Nevertheless, this does not mean that the public conception of morality is simply applied moral theory for political purposes. In ‘Justice as Fairness: Political not Metaphysical', Rawls argues that ‘justice as fairness is not intended as the application of a general moral conception to the basic structure of society, as if this structure were simply another case to which that general moral conception is applied'.Footnote68 The same can be said about the public conception of morality. It is not a full-fledged moral theory in the traditional sense, because it is neither foundationalist in essence nor comprehensive in scope. Instead, it is non-foundationalist and pluralistic. The source of its prescriptive objectivity comes not from the truth of its grounding but from its reasonable justificatory structure. Rawls holds a similar view of justification and objectivity when he argues that from the perspective of political constructivism objectivity should be ‘understood by reference to a suitably constructed social point of view'.Footnote69 This social point of view regulates the basic structure of society, and it is ‘publicly shared' and ‘accepted by [citizens in a well-ordered society] as authoritative'.Footnote70 The agreement in judgments of justice thus arises not from the recognition of a prior and independent moral truth, but from ‘everyone's affirmation of the same authoritative social perspective'.Footnote71 The public conception of morality precisely provides the justificatory and objective structure for this social perspective. For instance, that citizens in a well-ordered society are free and equal is an instance repeatedly used by Rawls in his political constructivism.Footnote72 This moral ideal is drawn from ‘basic intuitive ideas that are embedded in the political institutions of a constitutional democratic regime and the public traditions of their interpretation'.Footnote73 The reason why it can be used to construct and specify the domain of the political is because it is reasonably justified and publicly endorsed ideal that survives the filter of morality. Consequently, this moral ideal is also considered to be justificatorily and practically objective and hence authoritative. The domain of the political thus relies on the supply of ideals, principles, and standards that are both reasonably justifiable and publicly endorsed.

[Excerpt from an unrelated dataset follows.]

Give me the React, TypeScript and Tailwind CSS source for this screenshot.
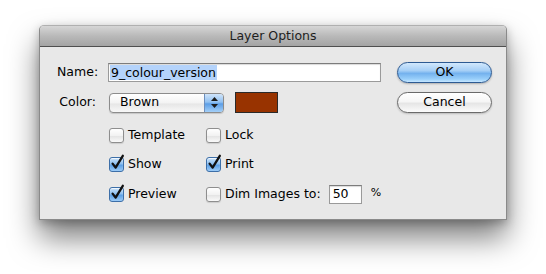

From this perspective, Scanlon's justificatory view of morality well complements Rawls' political turn. According to Scanlon, our moral reality consists of three concentric domains. At the center is the narrow domain of what Scanlon calls ‘what we owe to each other' that contains judgments of right and wrong that cannot be reasonably rejected anywhere. For instance, that murdering an innocent person is wrong is held universally. Beyond this narrow center is ‘the [second] domain of judgments of right and wrong that depend on reasons for rejection that people have only under certain social conditions'.Footnote74 Even further is the third domain where judgments ‘differ in a more significant way, since they are based not on the idea of what we owe to others but on the appeal of particular values that we may share'.Footnote75 These judgments in the broader sense can support ‘mutually incompatible standards of conduct'.Footnote76 This model leads to an interrelated relationship between what I will call the rational domain of the ethical, the public domain of the moral, and the political domain of justice.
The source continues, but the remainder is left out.